■ DIRECTION: Scan the material and copy every line in which "styled" appears.

Recorded data
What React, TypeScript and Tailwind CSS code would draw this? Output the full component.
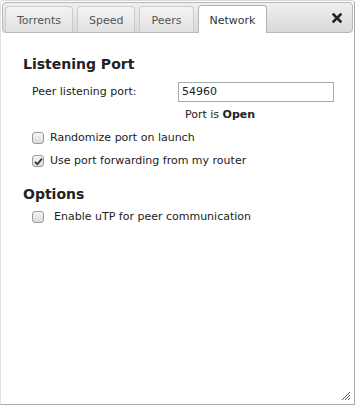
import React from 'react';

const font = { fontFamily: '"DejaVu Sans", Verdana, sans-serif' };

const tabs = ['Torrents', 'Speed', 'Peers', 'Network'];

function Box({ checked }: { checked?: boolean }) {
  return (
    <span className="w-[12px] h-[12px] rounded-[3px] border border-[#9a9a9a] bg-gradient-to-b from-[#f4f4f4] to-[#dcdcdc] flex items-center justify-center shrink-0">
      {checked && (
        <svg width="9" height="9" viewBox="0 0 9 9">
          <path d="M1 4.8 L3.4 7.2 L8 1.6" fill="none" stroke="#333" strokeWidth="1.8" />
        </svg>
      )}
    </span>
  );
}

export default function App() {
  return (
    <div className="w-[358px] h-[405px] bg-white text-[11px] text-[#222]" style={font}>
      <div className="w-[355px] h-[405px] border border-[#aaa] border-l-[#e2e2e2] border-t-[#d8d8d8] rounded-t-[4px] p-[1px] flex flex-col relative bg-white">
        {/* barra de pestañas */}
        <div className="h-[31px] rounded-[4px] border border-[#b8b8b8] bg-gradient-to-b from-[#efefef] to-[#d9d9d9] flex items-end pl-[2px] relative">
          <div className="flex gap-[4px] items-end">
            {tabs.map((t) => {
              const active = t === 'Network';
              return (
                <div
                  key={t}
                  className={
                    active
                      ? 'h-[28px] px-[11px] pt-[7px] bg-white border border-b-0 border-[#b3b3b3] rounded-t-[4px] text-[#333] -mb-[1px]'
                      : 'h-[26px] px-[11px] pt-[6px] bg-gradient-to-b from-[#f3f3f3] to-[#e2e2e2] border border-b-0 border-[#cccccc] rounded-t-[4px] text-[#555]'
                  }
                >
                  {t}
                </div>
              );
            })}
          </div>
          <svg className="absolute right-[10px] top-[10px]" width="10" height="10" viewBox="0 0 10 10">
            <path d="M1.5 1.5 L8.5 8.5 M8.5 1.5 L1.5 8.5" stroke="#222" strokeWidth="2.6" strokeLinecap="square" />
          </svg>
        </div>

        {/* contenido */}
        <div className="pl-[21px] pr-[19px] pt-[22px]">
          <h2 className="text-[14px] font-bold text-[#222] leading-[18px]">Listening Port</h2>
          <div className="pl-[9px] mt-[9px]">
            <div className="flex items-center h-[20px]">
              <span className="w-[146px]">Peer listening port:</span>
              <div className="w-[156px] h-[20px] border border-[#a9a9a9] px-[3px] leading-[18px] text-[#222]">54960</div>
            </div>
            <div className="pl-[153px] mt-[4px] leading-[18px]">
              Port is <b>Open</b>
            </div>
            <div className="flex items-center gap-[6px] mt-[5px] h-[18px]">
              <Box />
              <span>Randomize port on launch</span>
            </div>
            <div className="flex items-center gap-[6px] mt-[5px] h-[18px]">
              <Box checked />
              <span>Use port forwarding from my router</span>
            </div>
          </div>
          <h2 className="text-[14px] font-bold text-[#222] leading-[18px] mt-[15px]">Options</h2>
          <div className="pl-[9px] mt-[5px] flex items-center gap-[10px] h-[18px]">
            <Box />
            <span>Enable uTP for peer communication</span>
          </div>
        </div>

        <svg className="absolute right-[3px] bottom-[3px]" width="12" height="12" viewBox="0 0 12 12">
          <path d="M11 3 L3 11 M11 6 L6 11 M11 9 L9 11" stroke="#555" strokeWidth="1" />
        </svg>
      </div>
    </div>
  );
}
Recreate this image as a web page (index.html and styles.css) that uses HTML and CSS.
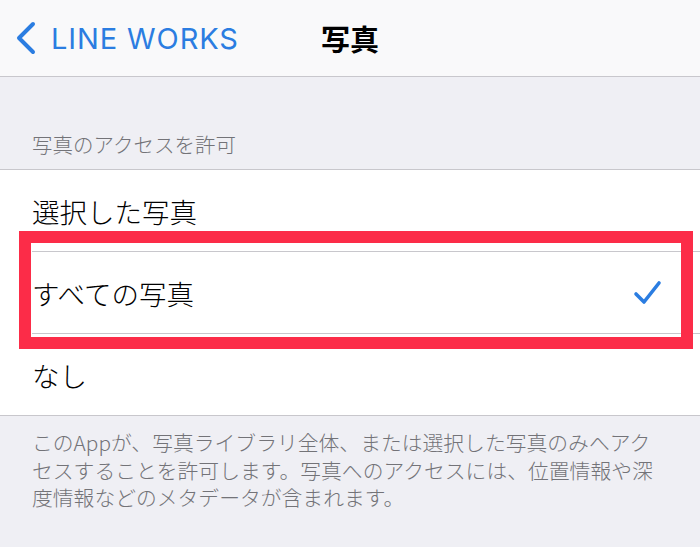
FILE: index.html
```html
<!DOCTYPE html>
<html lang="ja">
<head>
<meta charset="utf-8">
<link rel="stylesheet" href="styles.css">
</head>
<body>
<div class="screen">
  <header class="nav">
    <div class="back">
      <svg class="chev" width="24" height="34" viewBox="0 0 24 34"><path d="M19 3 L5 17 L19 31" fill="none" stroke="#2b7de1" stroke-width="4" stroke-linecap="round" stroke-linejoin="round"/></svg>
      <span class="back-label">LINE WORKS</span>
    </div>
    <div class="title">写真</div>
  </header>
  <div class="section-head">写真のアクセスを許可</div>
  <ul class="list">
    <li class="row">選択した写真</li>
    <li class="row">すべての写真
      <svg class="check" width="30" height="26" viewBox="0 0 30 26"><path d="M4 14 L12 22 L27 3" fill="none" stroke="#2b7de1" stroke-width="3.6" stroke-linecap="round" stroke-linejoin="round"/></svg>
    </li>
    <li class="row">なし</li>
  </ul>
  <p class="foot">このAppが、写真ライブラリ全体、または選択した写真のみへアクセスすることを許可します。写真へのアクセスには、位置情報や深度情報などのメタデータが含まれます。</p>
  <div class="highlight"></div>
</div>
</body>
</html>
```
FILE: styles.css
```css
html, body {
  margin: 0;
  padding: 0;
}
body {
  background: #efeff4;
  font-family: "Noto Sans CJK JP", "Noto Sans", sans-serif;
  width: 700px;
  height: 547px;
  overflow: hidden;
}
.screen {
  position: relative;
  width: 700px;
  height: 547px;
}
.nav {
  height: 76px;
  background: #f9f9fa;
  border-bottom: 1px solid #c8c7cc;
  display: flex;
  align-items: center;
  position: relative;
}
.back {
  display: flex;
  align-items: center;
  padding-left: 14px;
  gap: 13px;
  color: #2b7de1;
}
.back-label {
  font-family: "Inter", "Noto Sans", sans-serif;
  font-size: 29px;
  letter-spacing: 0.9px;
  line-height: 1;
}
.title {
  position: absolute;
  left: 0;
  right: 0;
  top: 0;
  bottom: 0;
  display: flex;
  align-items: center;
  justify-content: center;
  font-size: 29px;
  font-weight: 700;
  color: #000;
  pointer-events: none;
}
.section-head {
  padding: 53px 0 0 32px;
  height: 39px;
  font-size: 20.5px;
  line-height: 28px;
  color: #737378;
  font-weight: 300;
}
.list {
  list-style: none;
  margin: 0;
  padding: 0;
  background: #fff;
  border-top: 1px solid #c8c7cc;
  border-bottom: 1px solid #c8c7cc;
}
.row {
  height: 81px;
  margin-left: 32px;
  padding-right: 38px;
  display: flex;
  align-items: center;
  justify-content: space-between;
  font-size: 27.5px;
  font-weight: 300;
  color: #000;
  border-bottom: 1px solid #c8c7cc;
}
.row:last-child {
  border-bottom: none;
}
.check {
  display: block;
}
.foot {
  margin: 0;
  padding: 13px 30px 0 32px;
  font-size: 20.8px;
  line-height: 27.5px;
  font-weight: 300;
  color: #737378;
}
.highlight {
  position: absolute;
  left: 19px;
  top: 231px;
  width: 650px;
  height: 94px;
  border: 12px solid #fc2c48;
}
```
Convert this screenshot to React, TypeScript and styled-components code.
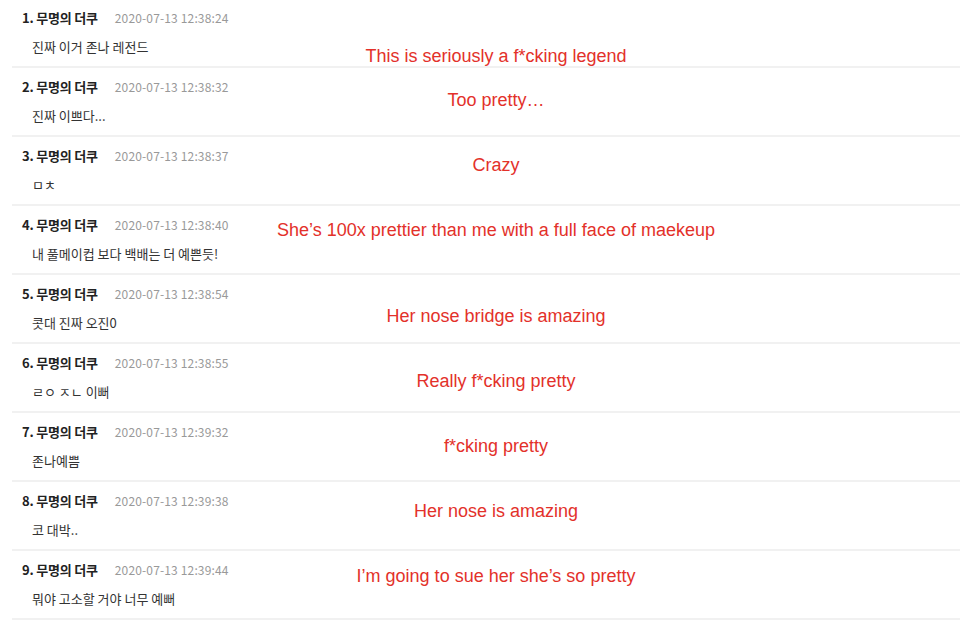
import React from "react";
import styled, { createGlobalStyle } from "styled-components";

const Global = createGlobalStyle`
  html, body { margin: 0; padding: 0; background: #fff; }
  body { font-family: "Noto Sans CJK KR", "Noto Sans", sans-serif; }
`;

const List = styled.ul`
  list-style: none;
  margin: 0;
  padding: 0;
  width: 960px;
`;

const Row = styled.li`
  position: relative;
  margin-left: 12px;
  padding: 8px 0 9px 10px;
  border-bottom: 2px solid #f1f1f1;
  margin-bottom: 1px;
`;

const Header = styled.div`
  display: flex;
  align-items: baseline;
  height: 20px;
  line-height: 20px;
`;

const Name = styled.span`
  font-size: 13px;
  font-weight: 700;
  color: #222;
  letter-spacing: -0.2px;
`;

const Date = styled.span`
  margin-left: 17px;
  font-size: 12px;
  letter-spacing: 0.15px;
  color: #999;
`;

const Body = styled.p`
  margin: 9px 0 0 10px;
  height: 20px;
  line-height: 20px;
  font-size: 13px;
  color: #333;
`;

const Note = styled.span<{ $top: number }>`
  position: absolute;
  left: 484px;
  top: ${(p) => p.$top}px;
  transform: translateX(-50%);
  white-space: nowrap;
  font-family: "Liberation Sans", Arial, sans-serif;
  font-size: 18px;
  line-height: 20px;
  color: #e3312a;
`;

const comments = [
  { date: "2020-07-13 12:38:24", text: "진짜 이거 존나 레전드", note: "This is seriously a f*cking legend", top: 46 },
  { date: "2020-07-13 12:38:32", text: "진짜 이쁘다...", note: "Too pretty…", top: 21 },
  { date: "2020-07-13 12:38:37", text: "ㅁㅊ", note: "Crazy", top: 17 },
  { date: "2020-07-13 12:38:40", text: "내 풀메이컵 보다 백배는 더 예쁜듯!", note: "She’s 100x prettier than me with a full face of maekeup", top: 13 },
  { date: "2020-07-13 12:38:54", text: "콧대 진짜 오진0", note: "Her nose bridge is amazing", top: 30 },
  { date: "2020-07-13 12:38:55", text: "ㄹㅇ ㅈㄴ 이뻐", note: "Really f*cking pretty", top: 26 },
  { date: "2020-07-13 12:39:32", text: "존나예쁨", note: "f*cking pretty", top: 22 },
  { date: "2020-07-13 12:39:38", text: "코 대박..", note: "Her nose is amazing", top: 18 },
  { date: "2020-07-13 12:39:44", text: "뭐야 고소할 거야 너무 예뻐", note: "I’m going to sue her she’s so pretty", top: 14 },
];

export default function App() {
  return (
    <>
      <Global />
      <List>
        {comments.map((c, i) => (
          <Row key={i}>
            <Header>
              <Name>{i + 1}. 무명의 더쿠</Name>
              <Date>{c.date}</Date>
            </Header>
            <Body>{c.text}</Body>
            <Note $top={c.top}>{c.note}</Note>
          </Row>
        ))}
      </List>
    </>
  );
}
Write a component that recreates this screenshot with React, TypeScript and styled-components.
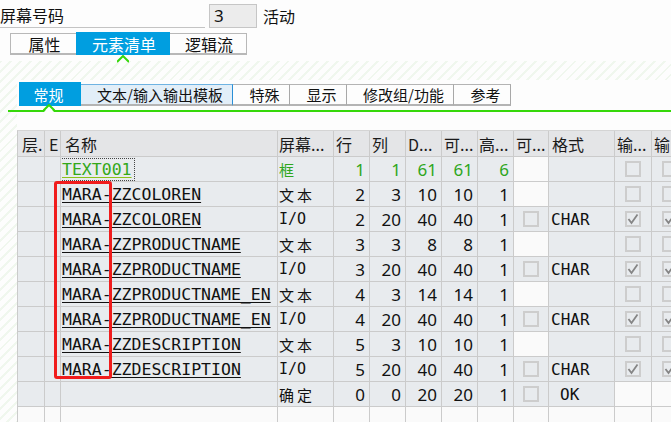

■ EXPECTED ANSWER:
Convert this screenshot to React, TypeScript and styled-components code.
import styled, { createGlobalStyle } from "styled-components";
const List = styled.ul`
const Row = styled.li`
const Header = styled.div`
const Name = styled.span`
const Date = styled.span`
const Body = styled.p`
const Note = styled.span<{ $top: number }>`
Write a component that recreates this screenshot with React, TypeScript and styled-components.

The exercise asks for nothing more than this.